Sweets are not necessarily served at the end of a Moroccan meal. A common dessert is kaab el ghzal ("gazelle's horns"), which is a pastry stuffed with almond paste and topped with sugar. Another dessert is honey cakes, which is essentially pretzel-shaped pieces of dough, deep-fried and dipped into a hot pot of honey and sprinkled with sesame seeds. Halwa Shebakia are cookies eaten during the month of Ramadan. Zucre Coco are coconut fudge cakes.

The most popular drink is green tea with mint. Traditionally, making good mint tea in Morocco is considered an art form and the drinking of it with friends and family members is one of the important rituals of the day. The technique of pouring the tea is as crucial as the quality of the tea. The tea is accompanied with hard sugar cones or lumps. Moroccan tea pots have long curved pouring spouts and this allow the tea to be poured even into tiny glasses from a height. To acquire the optimum taste, glasses are filled in two stages. The Moroccans traditionally like tea with bubbles, so while pouring they hold the teapot high above the glasses.

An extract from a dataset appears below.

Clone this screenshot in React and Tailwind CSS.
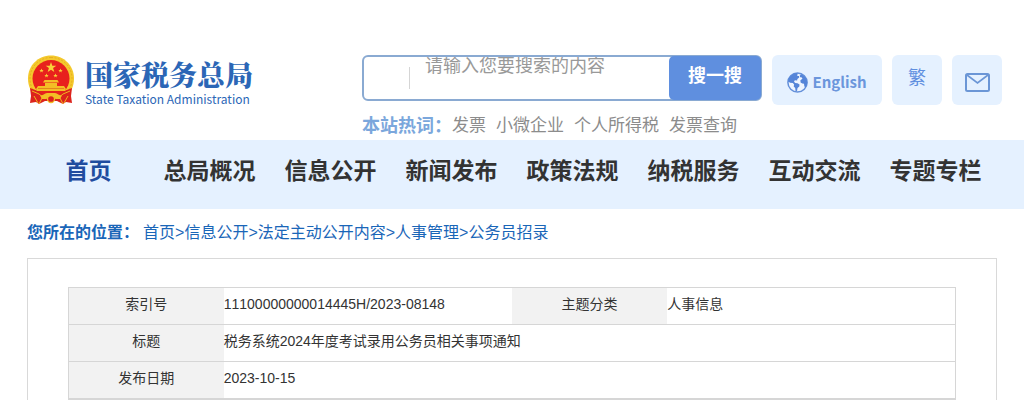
const navItems = [
  "首页",
  "总局概况",
  "信息公开",
  "新闻发布",
  "政策法规",
  "纳税服务",
  "互动交流",
  "专题专栏",
];

const hotWords = ["发票", "小微企业", "个人所得税", "发票查询"];

const crumbs = ["首页", "信息公开", "法定主动公开内容", "人事管理", "公务员招录"];

const Emblem = () => (
  <svg className="w-12 h-[50px]" viewBox="0 0 48 50" aria-hidden="true">
    {/* wheat ring */}
    <path
      d="M24 0.5C11 0.5 1 10.500 1 23.500c0 8 3.400 14 7.500 18h31C43.600 37.500 47 31.500 47 23.500 47 10.500 37 0.500 24 0.500Z"
      fill="#f4c92c"
    />
    <path
      d="M24 2.500C12 2.500 3 12 3 23.500c0 7 3 12.500 6 16M24 2.500c12 0 21 9.500 21 21 0 7-3 12.500-6 16"
      fill="none"
      stroke="#e8ad22"
      strokeWidth="1"
      strokeDasharray="2 1.500"
    />
    <circle cx="24" cy="23.500" r="18.500" fill="#e8211d" />
    {/* red drapes */}
    <path d="M3 33l8 3 6 4h14l6-4 8-3-1 8 1 7-6-1-3 2-6-3H18l-6 3-3-2-6 1 1-7Z" fill="#dc231c" />
    <path
      d="M5 36l7 3 5 4M43 36l-7 3-5 4M7 41l4 7M41 41l-4 7M15 43l-3 6M33 43l3 6"
      fill="none"
      stroke="#f0b71f"
      strokeWidth="1"
    />
    {/* stars */}
    <g fill="#f8d23a">
      <path d="M24 7l1.300 3.700h4l-3.200 2.400 1.200 3.900-3.300-2.300-3.300 2.300 1.200-3.900-3.200-2.400h4Z" />
      <path d="M14.500 13.500l.6 1.500h1.600l-1.300 1 .5 1.600-1.400-1-1.400 1 .5-1.600-1.300-1h1.600Z" />
      <path d="M33.500 13.500l.6 1.500h1.600l-1.300 1 .5 1.600-1.400-1-1.400 1 .5-1.600-1.300-1h1.600Z" />
      <path d="M19.500 18.500l.6 1.500h1.600l-1.300 1 .5 1.600-1.400-1-1.400 1 .5-1.600-1.300-1h1.600Z" />
      <path d="M28.500 18.500l.6 1.500h1.600l-1.300 1 .5 1.600-1.400-1-1.400 1 .5-1.600-1.300-1h1.600Z" />
    </g>
    {/* gate */}
    <path d="M17.500 25h13l1.500 2.500H16Z" fill="#f3bf25" />
    <path d="M18 28h12v3h7l2 3-1 2H10l-1-2 2-3h7Z" fill="#f3bf25" />
    <path d="M11 33.500h26" stroke="#e0791c" strokeWidth="0.800" />
    {/* gear */}
    <path
      d="M13 40.500c3 0 4.500-2 7-2.500h8c2.500.5 4 2.500 7 2.500l-2 3.500h-4.500a5 5 0 0 0-9 0H15Z"
      fill="#f3bf25"
    />
    <circle cx="24" cy="44" r="3.500" fill="#dc231c" stroke="#f3bf25" strokeWidth="1.300" />
  </svg>
);

const GlobeIcon = () => (
  <svg className="w-[21px] h-[21px]" viewBox="0 0 21 21" aria-hidden="true">
    <circle cx="10.500" cy="10.500" r="9.600" fill="#eef5ff" stroke="#6490da" strokeWidth="1.500" />
    <path
      d="M10.500 1C7 1 3.500 3 2 6L1 9.500l2.200 1.200 2.600.4 1.300 1.500-.4 2 1.500 1.400.4 3.200 1.500-.5.4-2.600 1.800-1.700.2-1.900-2-1.200-2.200-.4-1.300-1.200.8-1.400 2.300.3.300-1.600 1.800-1.600-.2-1.300-1.800-.2.300-1Z"
      fill="#5585d8"
    />
    <path
      d="M14 2.200l-1.300 1.600.5 1.500 1.700.2.500 1.200-2 1.500.2 2.300 1.800 1.100 1.600.1.300 2.300.9 1.800c1.300-1.500 2-3.300 2-5.300 0-3.600-2.400-6.900-6.200-8.300Z"
      fill="#5585d8"
    />
  </svg>
);

const MailIcon = () => (
  <svg className="w-[25px] h-[19px]" viewBox="0 0 25 19" aria-hidden="true">
    <rect x="1" y="1" width="23" height="17" rx="1.500" fill="none" stroke="#6b96d6" strokeWidth="2" />
    <path d="M2 2l10.500 8L23 2" fill="none" stroke="#6b96d6" strokeWidth="1.600" />
  </svg>
);

const Header = () => (
  <header className="flex items-start justify-between pt-[55px] pl-[27px] pr-[22px] pb-0.5">
    <a href="#" className="flex items-start gap-2.5 text-[#2b66b6]">
      <Emblem />
      <span className="flex flex-col whitespace-nowrap">
        <span className="text-[28px] leading-[38px] font-black font-['Noto_Serif_CJK_SC','Noto_Sans_CJK_SC',serif]">
          国家税务总局
        </span>
        <span className="text-xs leading-3 font-['Noto_Sans_CJK_SC',sans-serif]">
          State Taxation Administration
        </span>
      </span>
    </a>

    <div className="flex items-start gap-2.5">
      <div className="w-[400px]">
        <form className="flex h-[46px] rounded-md border-2 border-[#8aaad2] bg-white">
          <div className="flex flex-1 items-start">
            <span className="ml-[45px] mt-2.5 h-[22px] w-px bg-[#d5d5d5]"></span>
            <input
              type="text"
              aria-label="搜索"
              placeholder="请输入您要搜索的内容"
              className="ml-[15px] h-[18px] w-[244px] text-lg leading-[18px] outline-none placeholder:text-[#999]"
            />
          </div>
          <button
            type="button"
            className="-my-px -mr-px w-[92px] pb-1 rounded-[5px] bg-[#5f8fdf] text-lg font-bold text-white"
          >
            搜一搜
          </button>
        </form>
        <div className="mt-[13px] flex items-center gap-2.5 text-[17px] leading-6 text-[#8c8c8c] whitespace-nowrap">
          <span className="-mr-2.5 text-lg leading-6 font-bold text-[#7ba7dc]">本站热词：</span>
          {hotWords.map((word) => (
            <a key={word} href="#">
              {word}
            </a>
          ))}
        </div>
      </div>
      <button
        type="button"
        className="flex h-[50px] w-[110px] items-center justify-center gap-1 rounded-md bg-[#e5f1ff] pt-1 text-[15px] leading-5 font-bold text-[#6b96dc]"
      >
        <GlobeIcon />
        <span className="font-['Noto_Sans_CJK_SC',sans-serif]">English</span>
      </button>
      <button
        type="button"
        className="h-[50px] w-[50px] rounded-md bg-[#e5f1ff] pb-1 text-lg text-[#5f8fdf]"
      >
        繁
      </button>
      <button
        type="button"
        aria-label="邮箱"
        className="flex h-[50px] w-[50px] items-center justify-center rounded-md bg-[#e5f1ff] pt-1"
      >
        <MailIcon />
      </button>
    </div>
  </header>
);

const Nav = () => (
  <nav className="flex h-[69px] bg-[#e5f1ff] px-7 pt-3 text-[23px] leading-[38px] font-bold text-[#333]">
    {navItems.map((item, i) => (
      <a
        key={item}
        href="#"
        className={`flex-1 text-center whitespace-nowrap ${i === 0 ? "text-[#1f4c9f]" : ""}`}
      >
        {item}
      </a>
    ))}
  </nav>
);

const Breadcrumb = () => (
  <div className="flex px-[27px] pt-3 pb-[13px] text-base leading-6 text-[#1a66b8]">
    <span className="mr-1 font-bold">您所在的位置：</span>
    <div>
      {crumbs.map((crumb, i) => (
        <span key={crumb}>
          {i > 0 && ">"}
          <a href="#">{crumb}</a>
        </span>
      ))}
    </div>
  </div>
);

const InfoTable = () => {
  const label = "bg-[#f2f2f2] font-normal pb-1";

  return (
    <table className="w-full table-fixed border-collapse border border-b-2 border-[#d6d6d6] text-sm text-[#333] [font-kerning:none]">
      <colgroup>
        <col className="w-[17.5%]" />
        <col className="w-[32.5%]" />
        <col className="w-[17.5%]" />
        <col className="w-[32.5%]" />
      </colgroup>
      <tbody>
        <tr className="h-[37px] border-b border-[#d6d6d6]">
          <th scope="row" className={label}>索引号</th>
          <td className="pb-1">11100000000014445H/2023-08148</td>
          <th scope="row" className={label}>主题分类</th>
          <td className="pb-1">人事信息</td>
        </tr>
        <tr className="h-[37px] border-b border-[#d6d6d6]">
          <th scope="row" className={label}>标题</th>
          <td colSpan={3} className="pb-1">税务系统2024年度考试录用公务员相关事项通知</td>
        </tr>
        <tr className="h-[37px]">
          <th scope="row" className={label}>发布日期</th>
          <td colSpan={3} className="pb-1">2023-10-15</td>
        </tr>
      </tbody>
    </table>
  );
};

const App = () => {
  return (
    <div className="flex min-h-screen flex-col bg-white font-['Liberation_Sans','Noto_Sans_CJK_SC',sans-serif]">
      <Header />
      <Nav />
      <Breadcrumb />
      <main className="mx-[27px] flex-1 border border-b-0 border-[#d9d9d9] px-10 pt-7">
        <InfoTable />
      </main>
    </div>
  );
};

export default App;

Selling fast food in the street has long been a general tradition and the best example is Djemaa el Fna Square in Marrakech. In the 1980s, new snack restaurants started serving "Bocadillo" (which is a Spanish word for a sandwich). The bocadillo is a baguette filled with salad and a choice between meats or simply a Tortilla.

During the 1990s, a new trend started to emerge. New dairy products shops (Mahlaba) began to open up throughout the cities in Morocco. These mahlabas generally offer all types of dairy products, juices and breakfasts, as well as bocadillos, and are competing with the former established snack restaurants.

The late 1990s also experienced the opening of franchisees of multinational fast food chains, especially in the main cities.